Your goal: Word for word, repeat the entries, minus the pictures.

--- BEGIN Items ---

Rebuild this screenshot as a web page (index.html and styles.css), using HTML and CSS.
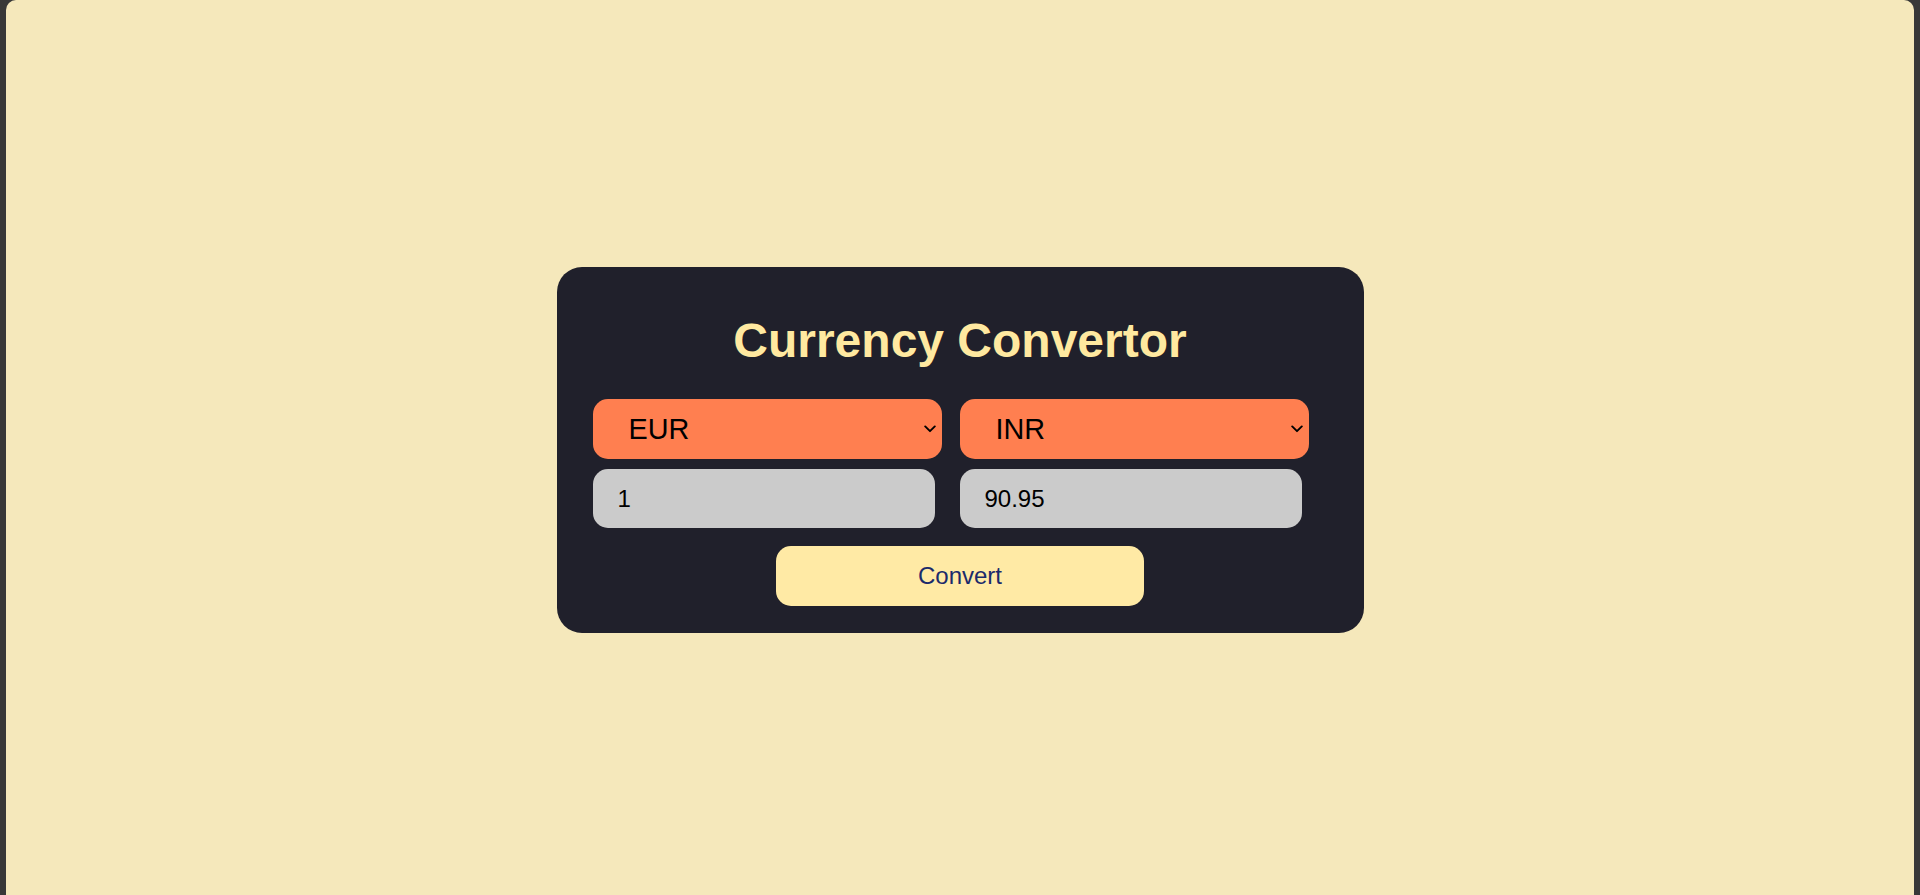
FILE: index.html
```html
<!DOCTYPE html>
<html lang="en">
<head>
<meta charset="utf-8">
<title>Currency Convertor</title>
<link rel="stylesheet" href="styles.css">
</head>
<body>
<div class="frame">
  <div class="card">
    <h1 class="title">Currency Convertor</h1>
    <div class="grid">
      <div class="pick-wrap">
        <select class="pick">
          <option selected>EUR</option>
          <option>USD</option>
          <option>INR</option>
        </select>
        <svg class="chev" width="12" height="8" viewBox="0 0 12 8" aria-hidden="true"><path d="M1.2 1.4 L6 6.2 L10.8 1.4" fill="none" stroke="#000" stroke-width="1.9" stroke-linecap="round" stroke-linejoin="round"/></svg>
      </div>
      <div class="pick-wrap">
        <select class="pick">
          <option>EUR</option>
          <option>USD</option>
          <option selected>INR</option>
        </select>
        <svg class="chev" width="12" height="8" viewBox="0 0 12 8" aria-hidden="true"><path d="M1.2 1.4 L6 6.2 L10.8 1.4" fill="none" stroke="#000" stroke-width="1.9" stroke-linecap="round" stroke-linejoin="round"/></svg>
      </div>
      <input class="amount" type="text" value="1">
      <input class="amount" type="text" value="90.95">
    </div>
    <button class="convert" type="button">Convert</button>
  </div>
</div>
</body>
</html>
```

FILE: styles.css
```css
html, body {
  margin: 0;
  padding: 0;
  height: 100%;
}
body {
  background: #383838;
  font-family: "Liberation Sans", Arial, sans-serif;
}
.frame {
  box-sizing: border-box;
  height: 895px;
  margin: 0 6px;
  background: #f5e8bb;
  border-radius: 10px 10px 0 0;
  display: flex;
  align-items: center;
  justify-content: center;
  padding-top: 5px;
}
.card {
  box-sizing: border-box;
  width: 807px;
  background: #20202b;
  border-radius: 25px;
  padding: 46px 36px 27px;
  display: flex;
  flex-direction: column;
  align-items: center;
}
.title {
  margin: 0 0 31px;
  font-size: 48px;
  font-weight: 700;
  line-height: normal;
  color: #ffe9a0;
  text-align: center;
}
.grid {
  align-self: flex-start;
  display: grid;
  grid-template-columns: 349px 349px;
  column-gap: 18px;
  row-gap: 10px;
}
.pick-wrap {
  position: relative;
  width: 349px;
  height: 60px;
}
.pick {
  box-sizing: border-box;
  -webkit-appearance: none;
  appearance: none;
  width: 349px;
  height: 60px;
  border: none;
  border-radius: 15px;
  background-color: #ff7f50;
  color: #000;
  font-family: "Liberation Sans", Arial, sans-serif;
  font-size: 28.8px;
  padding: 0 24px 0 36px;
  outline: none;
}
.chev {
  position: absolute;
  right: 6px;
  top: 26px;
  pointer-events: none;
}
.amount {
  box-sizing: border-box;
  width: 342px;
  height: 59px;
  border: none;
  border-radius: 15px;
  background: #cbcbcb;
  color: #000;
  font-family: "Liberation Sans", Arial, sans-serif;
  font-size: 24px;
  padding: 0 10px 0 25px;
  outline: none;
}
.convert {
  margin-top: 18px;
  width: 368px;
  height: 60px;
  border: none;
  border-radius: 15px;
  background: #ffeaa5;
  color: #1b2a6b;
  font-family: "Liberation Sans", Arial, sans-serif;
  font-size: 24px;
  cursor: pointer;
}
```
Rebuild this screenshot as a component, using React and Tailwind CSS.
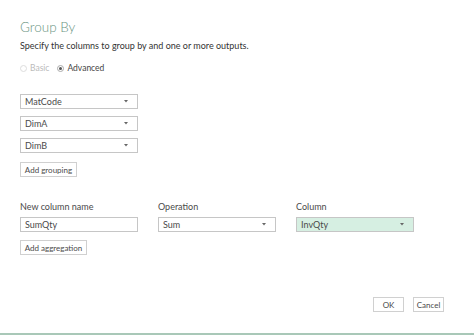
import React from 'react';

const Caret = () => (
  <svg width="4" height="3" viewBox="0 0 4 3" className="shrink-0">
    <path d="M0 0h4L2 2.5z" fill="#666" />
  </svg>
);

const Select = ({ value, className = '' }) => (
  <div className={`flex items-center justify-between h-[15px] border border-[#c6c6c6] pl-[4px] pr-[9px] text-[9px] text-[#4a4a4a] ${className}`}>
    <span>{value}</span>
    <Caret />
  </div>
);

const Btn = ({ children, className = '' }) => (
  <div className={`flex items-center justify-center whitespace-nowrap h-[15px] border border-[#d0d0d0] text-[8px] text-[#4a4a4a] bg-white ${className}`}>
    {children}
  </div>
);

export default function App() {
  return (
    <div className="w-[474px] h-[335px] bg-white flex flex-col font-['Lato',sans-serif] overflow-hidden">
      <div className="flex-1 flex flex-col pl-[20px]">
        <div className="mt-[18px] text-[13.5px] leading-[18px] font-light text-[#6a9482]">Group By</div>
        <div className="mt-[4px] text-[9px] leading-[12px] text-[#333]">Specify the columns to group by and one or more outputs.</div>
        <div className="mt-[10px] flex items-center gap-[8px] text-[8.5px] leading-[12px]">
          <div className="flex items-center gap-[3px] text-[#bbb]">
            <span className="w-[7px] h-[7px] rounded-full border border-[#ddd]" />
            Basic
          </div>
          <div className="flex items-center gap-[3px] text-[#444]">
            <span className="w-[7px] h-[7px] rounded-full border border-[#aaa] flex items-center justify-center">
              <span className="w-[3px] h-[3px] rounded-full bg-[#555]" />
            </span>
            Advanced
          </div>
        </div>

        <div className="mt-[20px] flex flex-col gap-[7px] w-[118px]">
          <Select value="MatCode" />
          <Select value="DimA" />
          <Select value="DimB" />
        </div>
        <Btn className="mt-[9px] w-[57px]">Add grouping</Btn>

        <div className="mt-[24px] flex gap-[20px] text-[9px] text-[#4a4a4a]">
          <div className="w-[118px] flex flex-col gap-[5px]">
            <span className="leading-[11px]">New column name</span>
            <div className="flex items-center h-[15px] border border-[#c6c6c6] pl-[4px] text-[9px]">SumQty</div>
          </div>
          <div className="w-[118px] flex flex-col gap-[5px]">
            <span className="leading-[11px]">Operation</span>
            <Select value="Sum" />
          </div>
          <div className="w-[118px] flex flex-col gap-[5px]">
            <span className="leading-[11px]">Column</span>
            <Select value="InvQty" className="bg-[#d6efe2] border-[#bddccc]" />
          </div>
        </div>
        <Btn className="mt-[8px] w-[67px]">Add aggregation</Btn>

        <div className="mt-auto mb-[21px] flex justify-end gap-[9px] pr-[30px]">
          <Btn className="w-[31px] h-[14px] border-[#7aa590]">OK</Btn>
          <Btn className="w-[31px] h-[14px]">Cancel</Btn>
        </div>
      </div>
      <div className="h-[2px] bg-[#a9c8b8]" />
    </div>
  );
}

--- END Items ---

Worked solution:
Rebuild this screenshot as a web page (index.html and styles.css), using HTML and CSS.
FILE: index.html
```html
<!DOCTYPE html>
<html lang="en">
<head>
<meta charset="utf-8">
<title>Currency Convertor</title>
<link rel="stylesheet" href="styles.css">
</head>
<body>
<div class="frame">
  <div class="card">
    <h1 class="title">Currency Convertor</h1>
    <div class="grid">
      <div class="pick-wrap">
        <select class="pick">
          <option selected>EUR</option>
          <option>USD</option>
          <option>INR</option>
        </select>
        <svg class="chev" width="12" height="8" viewBox="0 0 12 8" aria-hidden="true"><path d="M1.2 1.4 L6 6.2 L10.8 1.4" fill="none" stroke="#000" stroke-width="1.9" stroke-linecap="round" stroke-linejoin="round"/></svg>
      </div>
      <div class="pick-wrap">
        <select class="pick">
          <option>EUR</option>
          <option>USD</option>
          <option selected>INR</option>
        </select>
        <svg class="chev" width="12" height="8" viewBox="0 0 12 8" aria-hidden="true"><path d="M1.2 1.4 L6 6.2 L10.8 1.4" fill="none" stroke="#000" stroke-width="1.9" stroke-linecap="round" stroke-linejoin="round"/></svg>
      </div>
      <input class="amount" type="text" value="1">
      <input class="amount" type="text" value="90.95">
    </div>
    <button class="convert" type="button">Convert</button>
  </div>
</div>
</body>
</html>
```

FILE: styles.css
```css
html, body {
  margin: 0;
  padding: 0;
  height: 100%;
}
body {
  background: #383838;
  font-family: "Liberation Sans", Arial, sans-serif;
}
.frame {
  box-sizing: border-box;
  height: 895px;
  margin: 0 6px;
  background: #f5e8bb;
  border-radius: 10px 10px 0 0;
  display: flex;
  align-items: center;
  justify-content: center;
  padding-top: 5px;
}
.card {
  box-sizing: border-box;
  width: 807px;
  background: #20202b;
  border-radius: 25px;
  padding: 46px 36px 27px;
  display: flex;
  flex-direction: column;
  align-items: center;
}
.title {
  margin: 0 0 31px;
  font-size: 48px;
  font-weight: 700;
  line-height: normal;
  color: #ffe9a0;
  text-align: center;
}
.grid {
  align-self: flex-start;
  display: grid;
  grid-template-columns: 349px 349px;
  column-gap: 18px;
  row-gap: 10px;
}
.pick-wrap {
  position: relative;
  width: 349px;
  height: 60px;
}
.pick {
  box-sizing: border-box;
  -webkit-appearance: none;
  appearance: none;
  width: 349px;
  height: 60px;
  border: none;
  border-radius: 15px;
  background-color: #ff7f50;
  color: #000;
  font-family: "Liberation Sans", Arial, sans-serif;
  font-size: 28.8px;
  padding: 0 24px 0 36px;
  outline: none;
}
.chev {
  position: absolute;
  right: 6px;
  top: 26px;
  pointer-events: none;
}
.amount {
  box-sizing: border-box;
  width: 342px;
  height: 59px;
  border: none;
  border-radius: 15px;
  background: #cbcbcb;
  color: #000;
  font-family: "Liberation Sans", Arial, sans-serif;
  font-size: 24px;
  padding: 0 10px 0 25px;
  outline: none;
}
.convert {
  margin-top: 18px;
  width: 368px;
  height: 60px;
  border: none;
  border-radius: 15px;
  background: #ffeaa5;
  color: #1b2a6b;
  font-family: "Liberation Sans", Arial, sans-serif;
  font-size: 24px;
  cursor: pointer;
}
```
Rebuild this screenshot as a component, using React and Tailwind CSS.
import React from 'react';

const Caret = () => (
  <svg width="4" height="3" viewBox="0 0 4 3" className="shrink-0">
    <path d="M0 0h4L2 2.5z" fill="#666" />
  </svg>
);

const Select = ({ value, className = '' }) => (
  <div className={`flex items-center justify-between h-[15px] border border-[#c6c6c6] pl-[4px] pr-[9px] text-[9px] text-[#4a4a4a] ${className}`}>
    <span>{value}</span>
    <Caret />
  </div>
);

const Btn = ({ children, className = '' }) => (
  <div className={`flex items-center justify-center whitespace-nowrap h-[15px] border border-[#d0d0d0] text-[8px] text-[#4a4a4a] bg-white ${className}`}>
    {children}
  </div>
);

export default function App() {
  return (
    <div className="w-[474px] h-[335px] bg-white flex flex-col font-['Lato',sans-serif] overflow-hidden">
      <div className="flex-1 flex flex-col pl-[20px]">
        <div className="mt-[18px] text-[13.5px] leading-[18px] font-light text-[#6a9482]">Group By</div>
        <div className="mt-[4px] text-[9px] leading-[12px] text-[#333]">Specify the columns to group by and one or more outputs.</div>
        <div className="mt-[10px] flex items-center gap-[8px] text-[8.5px] leading-[12px]">
          <div className="flex items-center gap-[3px] text-[#bbb]">
            <span className="w-[7px] h-[7px] rounded-full border border-[#ddd]" />
            Basic
          </div>
          <div className="flex items-center gap-[3px] text-[#444]">
            <span className="w-[7px] h-[7px] rounded-full border border-[#aaa] flex items-center justify-center">
              <span className="w-[3px] h-[3px] rounded-full bg-[#555]" />
            </span>
            Advanced
          </div>
        </div>

        <div className="mt-[20px] flex flex-col gap-[7px] w-[118px]">
          <Select value="MatCode" />
          <Select value="DimA" />
          <Select value="DimB" />
        </div>
        <Btn className="mt-[9px] w-[57px]">Add grouping</Btn>

        <div className="mt-[24px] flex gap-[20px] text-[9px] text-[#4a4a4a]">
          <div className="w-[118px] flex flex-col gap-[5px]">
            <span className="leading-[11px]">New column name</span>
            <div className="flex items-center h-[15px] border border-[#c6c6c6] pl-[4px] text-[9px]">SumQty</div>
          </div>
          <div className="w-[118px] flex flex-col gap-[5px]">
            <span className="leading-[11px]">Operation</span>
            <Select value="Sum" />
          </div>
          <div className="w-[118px] flex flex-col gap-[5px]">
            <span className="leading-[11px]">Column</span>
            <Select value="InvQty" className="bg-[#d6efe2] border-[#bddccc]" />
          </div>
        </div>
        <Btn className="mt-[8px] w-[67px]">Add aggregation</Btn>

        <div className="mt-auto mb-[21px] flex justify-end gap-[9px] pr-[30px]">
          <Btn className="w-[31px] h-[14px] border-[#7aa590]">OK</Btn>
          <Btn className="w-[31px] h-[14px]">Cancel</Btn>
        </div>
      </div>
      <div className="h-[2px] bg-[#a9c8b8]" />
    </div>
  );
}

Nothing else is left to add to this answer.